Enter version control systems. Many systems exist that range from simple programs that create “versioned” copies of the controlled files within the same directory or subdirectory suitable for a single developer or very small team to elegant systems that might present a particular version of a set of source code as separate networked file systems and can support hundreds of individual developers. These systems exist as free and open source to proprietary systems costing thousands of dollars per developer.
There are three general categories of version control systems. The simplest might be considered “local data model” in that the revision information is stored in the local filesystem – albeit, this could be shareable on a multiuser system.
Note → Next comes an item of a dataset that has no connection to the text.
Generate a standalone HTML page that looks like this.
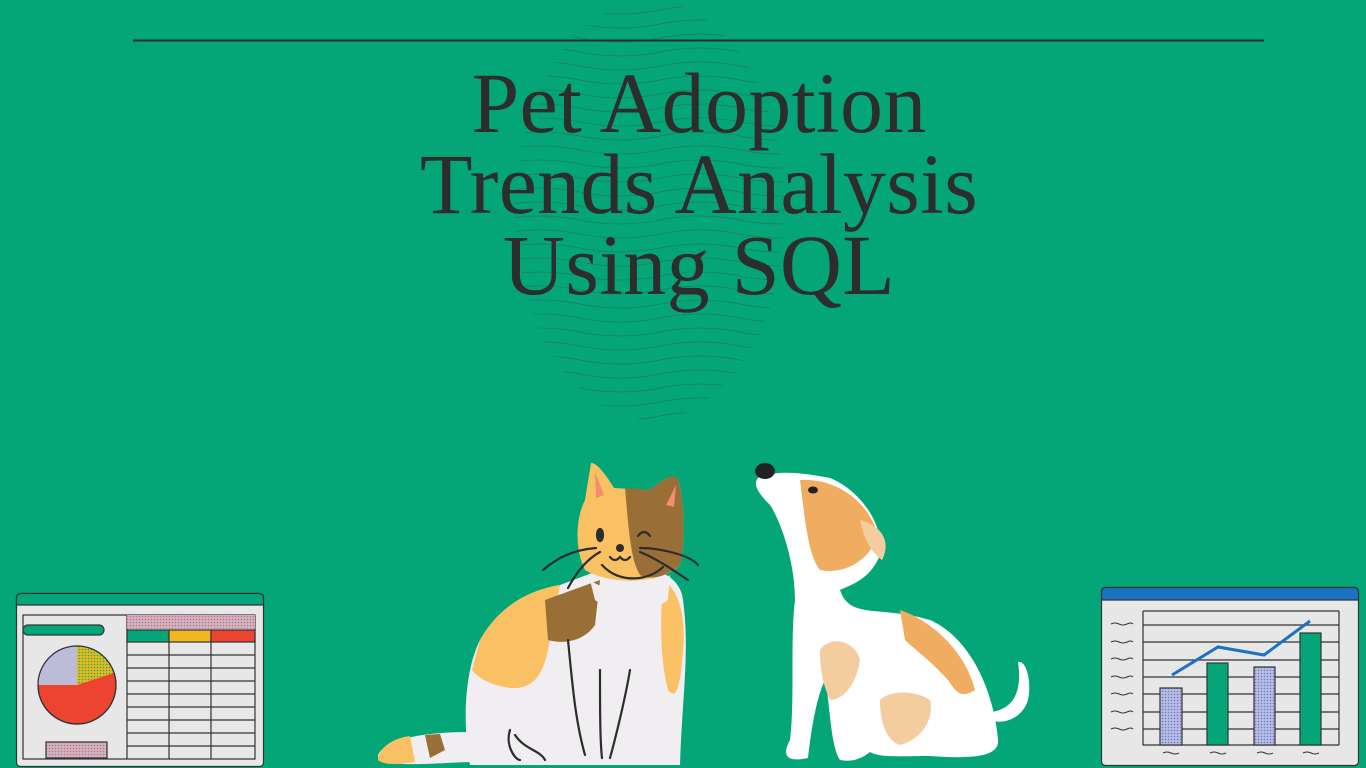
<!DOCTYPE html>
<html><head><meta charset="utf-8"><style>
html,body{margin:0;padding:0}
body{width:1366px;height:768px;background:#04a678;position:relative;overflow:hidden;font-family:"Liberation Serif",serif}
.t{position:absolute;left:16px;width:1366px;text-align:center;color:#2d2d2d;font-size:86px;letter-spacing:0.3px;line-height:1}
svg{position:absolute;left:0;top:0}
</style></head><body>
<svg width="1366" height="768" viewBox="0 0 1366 768">
<defs>
<clipPath id="blob"><ellipse cx="650" cy="210" rx="135" ry="210"/></clipPath>
<pattern id="dots" width="3" height="3" patternUnits="userSpaceOnUse"><rect width="3" height="3" fill="#c8b8c8"/><circle cx="1.5" cy="1.5" r="0.8" fill="#e06070"/></pattern>
<pattern id="dots2" width="3" height="3" patternUnits="userSpaceOnUse"><rect width="3" height="3" fill="#b8bde0"/><circle cx="1.5" cy="1.5" r="0.8" fill="#6a7ad0"/></pattern>
<pattern id="dots3" width="3" height="3" patternUnits="userSpaceOnUse"><rect width="3" height="3" fill="#e2bb20"/><circle cx="1.5" cy="1.5" r="0.8" fill="#3aa060"/></pattern>
</defs>
<g clip-path="url(#blob)" stroke="#2f5f48" stroke-width="0.8" fill="none" opacity="0.55">
<path d="M500 10 q40 -8 80 0 t80 0 t80 0 t80 0"/><path d="M500 24 q40 -8 80 0 t80 0 t80 0 t80 0"/><path d="M500 38 q40 -8 80 0 t80 0 t80 0 t80 0"/><path d="M500 52 q40 -8 80 0 t80 0 t80 0 t80 0"/><path d="M500 66 q40 -8 80 0 t80 0 t80 0 t80 0"/><path d="M500 80 q40 -8 80 0 t80 0 t80 0 t80 0"/><path d="M500 94 q40 -8 80 0 t80 0 t80 0 t80 0"/><path d="M500 108 q40 -8 80 0 t80 0 t80 0 t80 0"/><path d="M500 122 q40 -8 80 0 t80 0 t80 0 t80 0"/><path d="M500 136 q40 -8 80 0 t80 0 t80 0 t80 0"/><path d="M500 150 q40 -8 80 0 t80 0 t80 0 t80 0"/><path d="M500 164 q40 -8 80 0 t80 0 t80 0 t80 0"/><path d="M500 178 q40 -8 80 0 t80 0 t80 0 t80 0"/><path d="M500 192 q40 -8 80 0 t80 0 t80 0 t80 0"/><path d="M500 206 q40 -8 80 0 t80 0 t80 0 t80 0"/><path d="M500 220 q40 -8 80 0 t80 0 t80 0 t80 0"/><path d="M500 234 q40 -8 80 0 t80 0 t80 0 t80 0"/><path d="M500 248 q40 -8 80 0 t80 0 t80 0 t80 0"/><path d="M500 262 q40 -8 80 0 t80 0 t80 0 t80 0"/><path d="M500 276 q40 -8 80 0 t80 0 t80 0 t80 0"/><path d="M500 290 q40 -8 80 0 t80 0 t80 0 t80 0"/><path d="M500 304 q40 -8 80 0 t80 0 t80 0 t80 0"/><path d="M500 318 q40 -8 80 0 t80 0 t80 0 t80 0"/><path d="M500 332 q40 -8 80 0 t80 0 t80 0 t80 0"/><path d="M500 346 q40 -8 80 0 t80 0 t80 0 t80 0"/><path d="M500 360 q40 -8 80 0 t80 0 t80 0 t80 0"/><path d="M500 374 q40 -8 80 0 t80 0 t80 0 t80 0"/><path d="M500 388 q40 -8 80 0 t80 0 t80 0 t80 0"/><path d="M500 402 q40 -8 80 0 t80 0 t80 0 t80 0"/><path d="M500 416 q40 -8 80 0 t80 0 t80 0 t80 0"/>
</g>
<line x1="133" y1="40.5" x2="1264" y2="40.5" stroke="#2d2d2d" stroke-width="2"/>

<!-- left spreadsheet -->
<g stroke="#333" stroke-width="1.2">
<rect x="16.5" y="593.5" width="247" height="173" rx="4" fill="#e6e7e6"/>
<path d="M16.5 605 V597.5 a4 4 0 0 1 4 -4 H259.5 a4 4 0 0 1 4 4 V605 Z" fill="#04a678"/>
<rect x="23" y="615" width="232" height="144" fill="none"/>
<line x1="127" y1="615" x2="127" y2="759"/>
<rect x="127" y="615" width="128" height="14" fill="url(#dots)" stroke="none"/>
<rect x="127" y="630" width="42" height="12" fill="#04a678"/><rect x="169" y="630" width="42" height="12" fill="#f0b820"/><rect x="211" y="630" width="44" height="12" fill="#ec4430"/>
<path d="M127 655H255M127 668H255M127 681H255M127 694H255M127 707H255M127 720H255M127 733H255M127 746H255M169 642V759M211 642V759" fill="none"/>
<rect x="23" y="625" width="81" height="10" rx="5" fill="#04a678"/>
<circle cx="77" cy="685" r="39" fill="#ec4430"/>
<path d="M77 685 V646 A39 39 0 0 0 38 685 Z" fill="#bcbcd8" stroke="none"/>
<path d="M77 685 V646 A39 39 0 0 1 114 673 Z" fill="url(#dots3)" stroke="none"/>
<circle cx="77" cy="685" r="39" fill="none"/>
<rect x="46" y="742" width="61" height="16" fill="url(#dots)"/>
</g>

<!-- right chart -->
<g stroke="#333" stroke-width="1.2">
<rect x="1101.5" y="587.5" width="257" height="178" rx="4" fill="#e6e7e6"/>
<path d="M1101.5 600 V591.5 a4 4 0 0 1 4 -4 H1354.5 a4 4 0 0 1 4 4 V600 Z" fill="#1b72c0"/>
<path d="M1143 611H1339M1143 625H1339M1143 642H1339M1143 660H1339M1143 677H1339M1143 694H1339M1143 712H1339M1143 729H1339M1143 611V745H1339M1339 611V745" fill="none"/>
<rect x="1160" y="688" width="22" height="57" fill="url(#dots2)"/>
<rect x="1207" y="663" width="21" height="82" fill="#04a678"/>
<rect x="1254" y="667" width="21" height="78" fill="url(#dots2)"/>
<rect x="1300" y="633" width="21" height="112" fill="#04a678"/>
</g>
<polyline points="1172,675 1218,647 1264,655 1310,621" fill="none" stroke="#1b72c0" stroke-width="3"/>
<g stroke="#333" stroke-width="1" fill="none">
<path d="M1111 624q4-2 8 0t8 0t6 0M1111 642q4-2 8 0t8 0t6 0M1111 659q4-2 8 0t8 0t6 0M1111 677q4-2 8 0t8 0t6 0M1111 694q4-2 8 0t8 0t6 0M1111 712q4-2 8 0t8 0t6 0M1111 729q4-2 8 0t8 0t6 0M1163 753q4-2 8 0t8 0M1210 753q4-2 8 0t8 0M1257 753q4-2 8 0t8 0M1303 753q4-2 8 0t8 0"/>
</g>

<!-- cat -->
<g>
<path d="M378 755 C385 740 420 732 470 732 L480 762 C440 762 400 768 378 760 Z" fill="#f0eef0"/>
<path d="M378 757 C382 745 395 738 410 736 L415 762 C400 764 385 766 378 760Z" fill="#f9c163"/>
<path d="M425 735 L440 734 L445 750 L430 758Z" fill="#9a6e37"/>
<path d="M470 765 C462 720 465 670 480 640 C500 605 530 590 560 585 L600 570 C640 560 680 570 683 600 C690 650 682 700 680 765 Z" fill="#f0eef0"/>
<path d="M480 640 C500 605 530 590 560 585 L550 640 C545 665 540 690 510 688 C490 685 478 678 472 670 Z" fill="#f9c163"/>
<path d="M545 600 L600 580 L595 625 C585 640 565 645 548 640 Z" fill="#9a6e37"/>
<path d="M663 580 C680 590 686 620 683 650 C680 690 676 700 668 690 C660 660 660 620 663 580Z" fill="#f9c163"/>
<path d="M585 500 L591 463 C597 462 608 478 614 488 L650 490 C664 478 672 475 678 478 C684 500 686 540 680 565 C660 585 610 585 585 570 C575 550 575 520 585 500Z" fill="#f9c163"/>
<path d="M625 488 L650 490 C664 478 672 475 678 478 C684 500 686 540 680 565 C665 578 650 580 640 575 C630 560 628 520 625 488Z" fill="#9a6e37"/>
<path d="M595 472 L604 495 L596 498Z" fill="#f48c70"/><path d="M676 485 L666 505 L674 507Z" fill="#f48c70"/>
<path d="M590 580 C610 595 650 595 670 575 L668 600 C650 615 610 612 595 600 Z" fill="#f0eef0"/>
<g stroke="#2d2d2d" stroke-width="2.2" fill="none" stroke-linecap="round">
<ellipse cx="600" cy="535" rx="3" ry="6" fill="#2d2d2d"/>
<path d="M638 536q6-8 12 0"/>
<path d="M596 548 C570 550 555 560 543 570M600 552 C585 560 575 575 568 588M640 548 C660 548 690 555 698 565M640 552 C660 560 680 575 688 580"/>
<path d="M610 557q5 6 10 0q5 6 10 0M602 565 C620 585 650 580 663 567"/>
<path d="M568 640 C572 680 575 720 585 755M600 670 C600 710 600 740 602 758M630 670 C625 700 615 740 610 758M515 735 C525 750 540 750 545 760M510 730 C505 745 515 760 520 760"/>
</g>
<circle cx="620" cy="548" r="4" fill="#2d2d2d"/>
</g>

<!-- dog -->
<g>
<path d="M758 478 C775 470 800 472 830 478 C860 490 885 525 880 555 C870 580 850 585 840 590 C850 620 880 605 930 620 C975 640 995 700 998 740 C1000 760 960 758 930 756 C900 756 880 758 870 752 C860 760 850 762 840 760 C830 745 830 700 825 680 C815 700 810 740 808 758 C790 762 780 758 790 740 C795 700 790 640 795 600 C795 560 780 520 770 505 C760 495 752 485 758 478Z" fill="#ffffff"/>
<path d="M800 480 C840 478 870 505 878 535 C870 560 845 575 820 570 C808 555 805 520 800 480Z" fill="#f0ad62"/>
<path d="M860 520 C880 525 892 540 882 560 C875 555 865 545 860 520Z" fill="#f3cca0"/>
<path d="M900 610 C930 620 965 650 975 690 C960 700 955 690 948 680 C930 660 915 650 905 640Z" fill="#f0ad62"/>
<path d="M820 650 C830 635 855 640 860 660 C855 690 840 700 830 700 C823 685 820 670 820 650Z" fill="#f3cca0"/>
<path d="M880 700 C890 690 915 690 930 700 C935 720 920 740 900 745 C885 740 880 720 880 700Z" fill="#f3cca0"/>
<path d="M992 712 C1015 708 1022 690 1018 662 C1026 660 1032 680 1028 700 C1022 720 1000 725 992 720Z" fill="#ffffff"/>
<ellipse cx="765" cy="471" rx="10" ry="8" fill="#222"/>
<ellipse cx="813" cy="490" rx="5" ry="3.5" fill="#222"/>
</g>
</svg>
<div class="t" style="top:60px">Pet Adoption</div>
<div class="t" style="top:141px">Trends Analysis</div>
<div class="t" style="top:222px">Using SQL</div>
</body></html>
The most modern approach is known as “distributed.” In a distributed system, a server maintains the repository, much like the “client-server” model, but when a developer wishes to work with the project, the developer will create a local copy of the entire repository. This allows each developer to work in isolation and gives each developer local access to all version information.
Git
Interestingly, git has evolved to be the distributed VCS tool of choice. It is free and open-source, highly reliable, and trusted. Given these properties, git has also evolved to be the foundation for various online services that offer repository hosting services, notably GitHub, GitLab, BitBucket, and others. As a distributed system, it can copy (clone) remote repositories to the local system for development, and then update the remote repository (push) when work is completed. Interestingly, a remote repository is not needed at all if you are not sharing code with other developers. You can create a local repository for personal code management using a similar workflow.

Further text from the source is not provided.